Quels que soient les impératifs nationaux ou internationaux auxquels est confrontée une armée contemporaine, les données de l’histoire jouent un rôle majeur dans le discours que tient l’armée sur elle-même et dans l’image qu’elle projette dans la société. L’institution militaire telle qu’elle apparaît aujourd’hui en Turquie s’est constituée au fil des années suivant le modèle des armées les plus prestigieuses du moment (en l’occurrence celui des armées de masse), lorsque l’Empire ottoman a entrepris la modernisation de son armée.
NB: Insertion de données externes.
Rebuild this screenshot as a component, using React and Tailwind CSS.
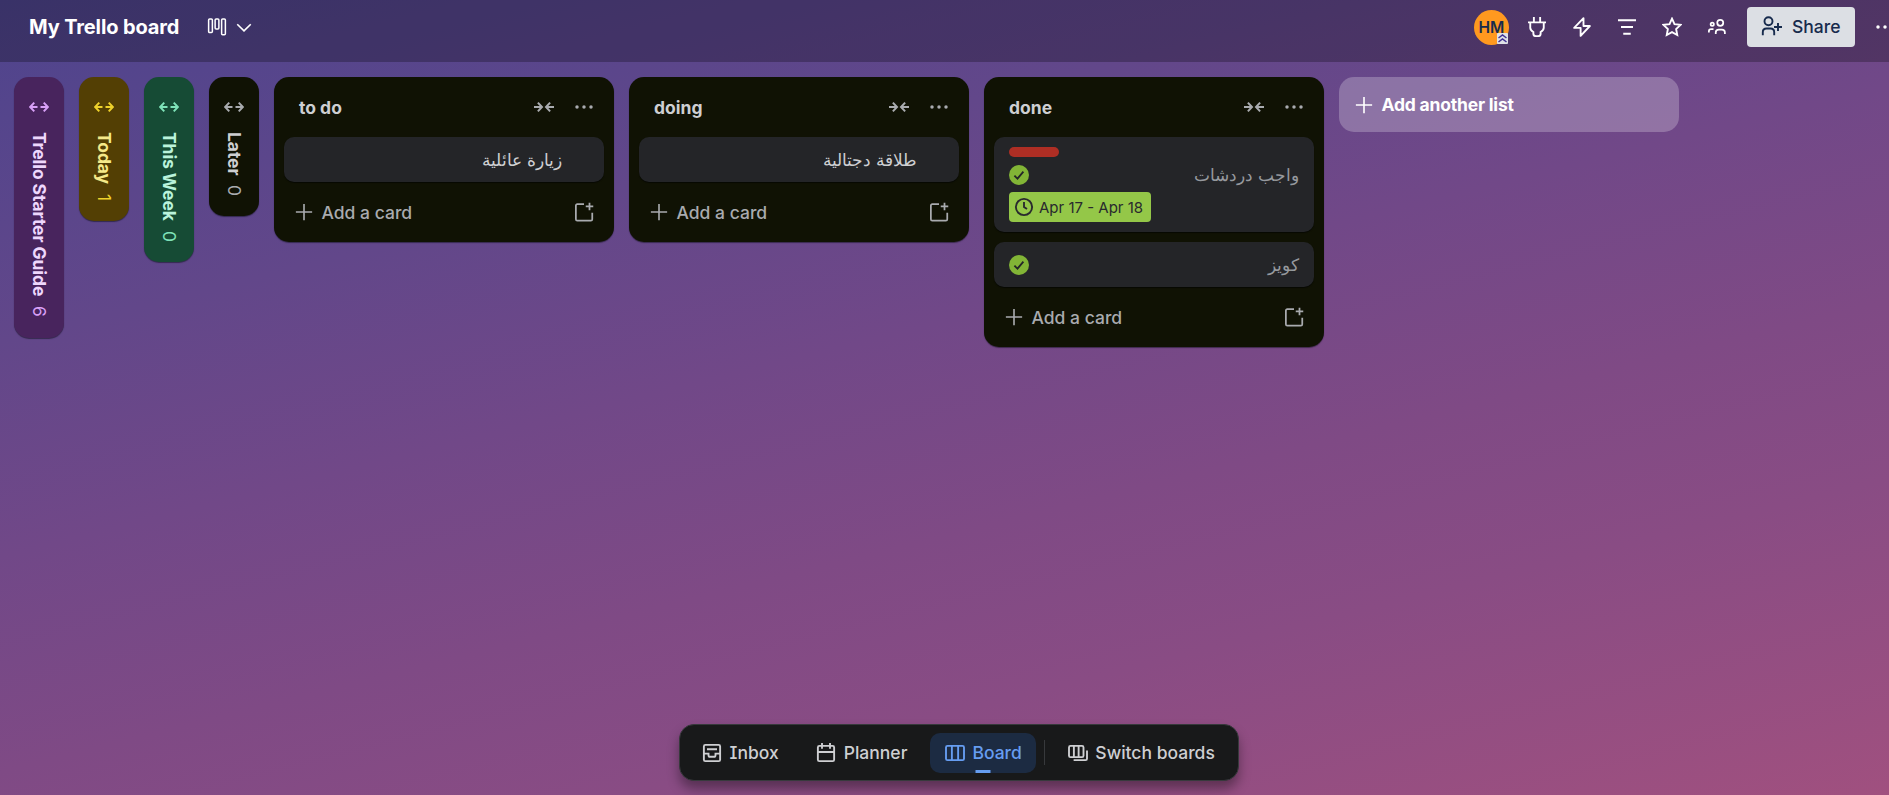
const sidebarLists = [
  { name: 'Trello Starter Guide', count: 6, box: 'h-[261px] bg-[#48245d]', text: 'text-[#eed7fc]', accent: 'text-[#d8a0f7]' },
  { name: 'Today', count: 1, box: 'h-[144px] bg-[#533f04]', text: 'text-[#f5e989]', accent: 'text-[#eed12b]' },
  { name: 'This Week', count: 0, box: 'h-[185px] bg-[#164b35]', text: 'text-[#baf3db]', accent: 'text-[#7ee2b8]' },
  { name: 'Later', count: 0, box: 'h-[139px] bg-[#101204]', text: 'text-[#cecfd2]', accent: 'text-[#a9abaf]' },
];

const lists = [
  { name: 'to do', cards: [{ title: 'زيارة عائلية' }] },
  { name: 'doing', cards: [{ title: 'طلاقة دجتالية' }] },
  {
    name: 'done',
    cards: [
      { title: 'واجب دردشات', done: true, label: true, due: 'Apr 17 - Apr 18' },
      { title: 'كويز', done: true },
    ],
  },
];

function Icon({ children, size = 20, width = 1.5, className = '' }) {
  return (
    <svg
      width={size}
      height={size}
      viewBox="0 0 16 16"
      fill="none"
      stroke="currentColor"
      strokeWidth={width}
      className={`shrink-0 ${className}`}
    >
      {children}
    </svg>
  );
}

const ExpandIcon = () => (
  <Icon width={1.6}>
    <path d="M6.8 8H1M4.2 4.5.9 8l3.3 3.5M9.2 8H15M11.8 4.5 15.1 8l-3.3 3.5" />
  </Icon>
);

const CollapseIcon = () => (
  <Icon width={1.6}>
    <path d="M0 8h6M3.1 4.5 6.4 8l-3.3 3.5M16 8h-6M12.9 4.5 9.6 8l3.3 3.5" />
  </Icon>
);

const DotsIcon = () => (
  <svg width="20" height="20" viewBox="0 0 20 20" fill="currentColor" className="shrink-0">
    <circle cx="3" cy="10" r="1.75" />
    <circle cx="10" cy="10" r="1.75" />
    <circle cx="17" cy="10" r="1.75" />
  </svg>
);

const PlusIcon = () => (
  <Icon width={1.3}>
    <path d="M8 1.5v13M1.5 8h13" />
  </Icon>
);

const TemplateIcon = () => (
  <Icon width={1.4}>
    <path d="M8 1.7H2.6a1.1 1.1 0 0 0-1.1 1.1v10.9a1.1 1.1 0 0 0 1.1 1.1h10.9a1.1 1.1 0 0 0 1.1-1.1V8.6M12.4.5v6M9.4 3.5h6" />
  </Icon>
);

const CheckIcon = () => (
  <svg width="20" height="20" viewBox="0 0 20 20" className="shrink-0">
    <circle cx="10" cy="10" r="10" fill="#82b536" />
    <path d="M5.4 10.6 8.5 13.7 14.4 6.7" fill="none" stroke="#242528" strokeWidth="1.8" />
  </svg>
);

function CollapsedList({ list }) {
  return (
    <div className={`flex w-[50px] flex-col items-center rounded-[15px] pt-5 shadow-[0_1px_1px_rgba(9,12,20,0.5)] ${list.box}`}>
      <span className={list.accent}>
        <ExpandIcon />
      </span>
      <div className="mt-[15px] flex items-center gap-[10px] text-[17.5px] leading-[25px] [writing-mode:vertical-rl]">
        <span className={`font-[650] tracking-[-0.08px] ${list.text}`}>{list.name}</span>
        <span className={list.accent}>{list.count}</span>
      </div>
    </div>
  );
}

function Card({ card }) {
  return (
    <div className="rounded-[10px] bg-[#242528] px-[15px] py-[10px] shadow-[0_1px_1px_rgba(1,4,4,0.6)]">
      {card.label && <div className="mb-[5px] h-[10px] w-[50px] rounded-full bg-[#ae2e24]" />}
      <div className="flex h-[25px] items-center justify-between">
        {card.done ? <CheckIcon /> : <span />}
        <span
          dir="rtl"
          className={`pt-[2px] text-[16.5px] leading-[25px] ${card.done ? 'text-[#96999e]' : 'pr-[27px] text-[#cecfd2]'}`}
        >
          {card.title}
        </span>
      </div>
      {card.due && (
        <div className="mt-[5px] flex h-[30px] w-[142px] items-center rounded-[4px] bg-[#94c748] pl-[5px] text-[15px] text-[#292a2e]">
          <Icon>
            <circle cx="8" cy="8" r="6.5" />
            <path d="M8 4v4l2.4 1.6" />
          </Icon>
          <span className="ml-[5px] pt-[2px] whitespace-nowrap">{card.due}</span>
        </div>
      )}
    </div>
  );
}

function List({ list }) {
  return (
    <div className="w-[340px] rounded-[15px] bg-[#101204] p-[10px] text-[#a9abaf] shadow-[0_1px_1px_rgba(9,12,20,0.5)]">
      <div className="flex h-[40px] items-center pr-[10px] pl-[15px]">
        <h2 className="flex-1 pt-[3px] text-[17.5px] font-[650] text-[#cecfd2]">{list.name}</h2>
        <CollapseIcon />
        <span className="ml-5">
          <DotsIcon />
        </span>
      </div>
      <div className="mt-[10px] flex flex-col gap-[10px]">
        {list.cards.map((card) => (
          <Card key={card.title} card={card} />
        ))}
      </div>
      <div className="mt-[10px] flex h-[40px] items-center pr-[10px] pl-[10px]">
        <PlusIcon />
        <span className="ml-[7.5px] flex-1 pt-[2px] text-[17.5px] font-medium">Add a card</span>
        <TemplateIcon />
      </div>
    </div>
  );
}

function Header() {
  return (
    <header className="flex h-[62px] shrink-0 items-start bg-black/26 pt-[7px] text-white">
      <h1 className="ml-[29px] w-[151px] text-[20px] leading-[40px] font-bold tracking-[-0.13px] whitespace-nowrap">My Trello board</h1>
      <div className="ml-[27px] flex h-[40px] items-center gap-[7px]">
        <Icon width={1.2}>
          <rect x="1.3" y="1.6" width="3" height="10.8" rx=".8" />
          <rect x="6.5" y="1.6" width="3" height="8" rx=".8" />
          <rect x="11.7" y="1.6" width="3" height="12.6" rx=".8" />
        </Icon>
        <Icon width={1.3}>
          <path d="m2.6 5.8 5.4 5.2 5.4-5.2" />
        </Icon>
      </div>
      <div className="flex-1" />
      <div className="flex h-[40px] w-[415px] items-center overflow-hidden">
        <div className="relative mt-px flex size-[35px] shrink-0 items-center justify-center rounded-full bg-[#ff991f] text-[15.5px] font-semibold text-[#172b4d]">
          HM
          <svg width="11" height="11" viewBox="0 0 11 11" className="absolute right-[1px] bottom-[1px]">
            <rect width="11" height="11" rx="1" fill="#dfe1e6" />
            <path d="m1.5 5 4-3 4 3M1.5 9l4-3 4 3" fill="none" stroke="#403294" strokeWidth="1.5" />
          </svg>
        </div>
        <div className="ml-[18px] flex items-center gap-[25px]">
          <Icon>
            <path d="M5.5 0v4M10.5 0v4M.8 4.3h14.4M2.6 4.3v4.3c0 1.4.8 2.4 2.5 3.4v1.4c0 1.2.8 1.9 2 1.9h1.8c1.2 0 2-.7 2-1.9V12c1.7-1 2.5-2 2.5-3.4V4.3" />
          </Icon>
          <Icon>
            <path d="M9.2.9 1.7 8.7h5.2v6.4l7.4-7.9H9.2z" strokeLinejoin="round" />
          </Icon>
          <Icon>
            <path d="M.8 2.6h14.4M3.2 8h9.6M5 13.4h6" />
          </Icon>
          <Icon>
            <path d="m8 1.3 2 4.4 4.8.6-3.5 3.3.9 4.8L8 12.1l-4.2 2.3.9-4.8L1.2 6.3 6 5.7z" />
          </Icon>
          <Icon width={1.4}>
            <circle cx="10.6" cy="4.6" r="2.4" />
            <circle cx="4.2" cy="5.8" r="1.3" />
            <path d="M7 13.6v-1.2c0-1.4 1-2.3 2.4-2.3h2.5c1.4 0 2.4.9 2.4 2.3v1.2M1.5 12.4v-.9c0-1.1.7-1.8 1.8-1.8h1.9" />
          </Icon>
        </div>
        <button className="ml-[20px] flex h-[40px] w-[108px] shrink-0 items-center rounded-[4px] bg-[#dcdfe4] pl-[14px] text-[#172b4d]">
          <svg width="22" height="20" viewBox="0 0 22 20" fill="none" stroke="currentColor" strokeWidth="1.9" className="mb-[3px] shrink-0">
            <circle cx="7.5" cy="5.2" r="4" />
            <path d="M1.8 19.2v-3c0-2.4 1.4-3.7 3.7-3.7h4c2.3 0 3.7 1.3 3.7 3.7v3M17 7v8M13 11h8" />
          </svg>
          <span className="ml-[9px] pt-px text-[17.5px] font-medium">Share</span>
        </button>
        <span className="ml-[20px]">
          <DotsIcon />
        </span>
      </div>
    </header>
  );
}

function NavItem({ label, active, children }) {
  return (
    <div className={`relative flex h-[40px] items-center gap-[7.5px] rounded-[10px] px-[14.5px] ${active ? 'bg-[#1c2b42] text-[#669df1]' : ''}`}>
      {children}
      <span className="pt-px whitespace-nowrap">{label}</span>
      {active && <span className="absolute bottom-0 left-1/2 h-[3px] w-[15px] -translate-x-1/2 bg-[#669df1]" />}
    </div>
  );
}

function BottomNav() {
  return (
    <nav className="flex h-[57px] w-[560px] items-center rounded-[15px] border border-[#37393c] bg-[#18191a] pl-[7.5px] text-[17.5px] font-medium text-[#cecfd2] shadow-[0_8px_12px_rgba(1,4,4,0.36)]">
      <div className="flex gap-[8.5px]">
        <NavItem label="Inbox">
          <Icon>
            <rect x="1.5" y="1.5" width="13" height="13" rx="1.2" />
            <path d="M4 5h8M1.5 8.5h3.7v1.2c0 .8.5 1.3 1.3 1.3h3c.8 0 1.3-.5 1.3-1.3V8.5h3.7" />
          </Icon>
        </NavItem>
        <NavItem label="Planner">
          <Icon>
            <rect x="1.5" y="2.3" width="13" height="12.2" rx="1.2" />
            <path d="M4.8 0v4.5M11.2 0v4.5M1.5 7.2h13" />
          </Icon>
        </NavItem>
        <NavItem label="Board" active>
          <Icon>
            <rect x=".8" y="2.3" width="14.4" height="11.4" rx="1.2" />
            <path d="M5.5 2.3v11.4M10.5 2.3v11.4" />
          </Icon>
        </NavItem>
      </div>
      <div className="mx-[8px] h-[25px] w-px bg-[#37393c]" />
      <NavItem label="Switch boards">
        <Icon>
          <rect x=".8" y="2.3" width="11.6" height="9" rx="1.2" />
          <path d="M4.7 2.3v9M8.5 2.3v9M15.2 6v6.5c0 .8-.4 1.2-1.2 1.2H4.5" />
        </Icon>
      </NavItem>
    </nav>
  );
}

export default function App() {
  return (
    <div className="flex h-[795px] w-[1889px] flex-col overflow-hidden bg-[linear-gradient(166deg,#4e448d_0%,#62478a_27%,#714888_44%,#7f4a85_61%,#894c84_75%,#a0507f_100%)] font-[Inter,'Noto_Sans',sans-serif] [font-feature-settings:'cv08']">
      <Header />
      <main className="flex flex-1 items-start gap-[15px] pt-[15px] pl-[14px]">
        {sidebarLists.map((list) => (
          <CollapsedList key={list.name} list={list} />
        ))}
        {lists.map((list) => (
          <List key={list.name} list={list} />
        ))}
        <button className="flex h-[55px] w-[340px] items-center rounded-[15px] bg-white/24 pl-[15px] text-[17.5px] font-[650] text-white">
          <PlusIcon />
          <span className="ml-[7.5px] pt-px tracking-[-0.2px]">Add another list</span>
        </button>
      </main>
      <div className="flex justify-center pb-[14px] pl-[29px]">
        <BottomNav />
      </div>
    </div>
  );
}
Histoire des rapports armée-pouvoir
1789-1923 : restructuration des armées
Cette période est essentiellement caractérisée par le début du processus de restructuration de l’appareil militaire ottoman dont l’objectif principal est de faire des officiers des professionnels des armes, indépendants du pouvoir et capables de rivaliser avec leurs adversaires tant par l’équipement que par l’entraînement et l’efficacité ; une formule magique dans la bouche des bureaucrates ottomans, confrontés à une armée impériale affaiblie et insubordonnée (émeutes incessantes des janissaires). Le paradoxe de ce renouveau militaire ottoman (1) qui vise, de manière avouée ou non, à écarter les militaires de la politique, est qu’en créant une armée moderne initiée aux techniques nouvelles de guerre dans un Empire en pleine décadence, il accentue finalement les ingérences militaires dans la sphère politique ottomane. On assiste donc à une prise de conscience politique qui se développe parallèlement à la rénovation militaire. Les officiers, dotés des connaissances militaires modernes et acquises aux courants d’idées affluant de l’Ouest, sont frustrés par la perte incessante des territoires et l’inertie du gouvernement central. Ils s’orientent de plus en plus vers des activités extra-militaires pour atteindre des objectifs politiques. L’armée n’est désormais plus l’outil d’expansion passif des Sultans ottomans. Elle agit, complote, vise le pouvoir ; mais en le faisant, elle s’enfonce aussi dans le chaos politique, entraînant ainsi l’Empire au désastre au sortir de la Première Guerre mondiale (révolution jeune-turque de 1908, dictature militaire du Comité union et progrès, participation au conflit mondial avec les puissances centrales, défaite finale et démembrement de l’Empire).
1923-1950 : l’armée au cœur du système politico-étatique
Dans les années qui suivent la résistance kémaliste contre les forces occupantes, couronnée par la reconstruction de l’unité nationale et l’instauration de la République en 1923, on constate un important changement de nature dans les relations civilo-militaires, l’armée ne constituant plus une menace pour le pouvoir civil, mais plutôt son bras séculier. Elle est donc au cœur du système politico-étatique, mais dépourvue de tout pouvoir autonome. Les militaires apparaissent en quelque sorte comme un des piliers primordiaux de l’État-parti (Parti républicain du peuple, CHP) des dirigeants kémalistes dans lequel ils sont incorporés en situation subordonnée et non pas en droit de s’ériger en autorité suprême. Au demeurant, la subordination des prétoriens de l’appareil politico-partisan aux dirigeants de la nation est quasi-totale ; le pouvoir militaire, pour la première et la dernière fois dans l’histoire républicaine du pays, s’évanouit donc et cela bien que les militaires restent paradoxalement très proches de la politique et qu’ils soient constamment consultés sur tous les problèmes relevant de l’ordre public au sens large du terme. Assurance du régime, secteur privilégié de l’appareil étatique, l’armée est enfin l’école de la nation, puisqu’elle est chargée de l’éduquer, de la former, notamment de lui inculquer le patriotisme et les valeurs républicaines. Aussi chaque régiment se transforme-t-il en un « centre d’apprentissage », en une « école de bonnes mœurs », rendant à la nation des citoyens républicains, instruits, probes, laborieux. Une mission nouvelle qui est donc désormais proposée à l’officier, une mission de moniteur, d’instituteur, d’éducateur, dans un esprit d’idéalisme saint-simonien.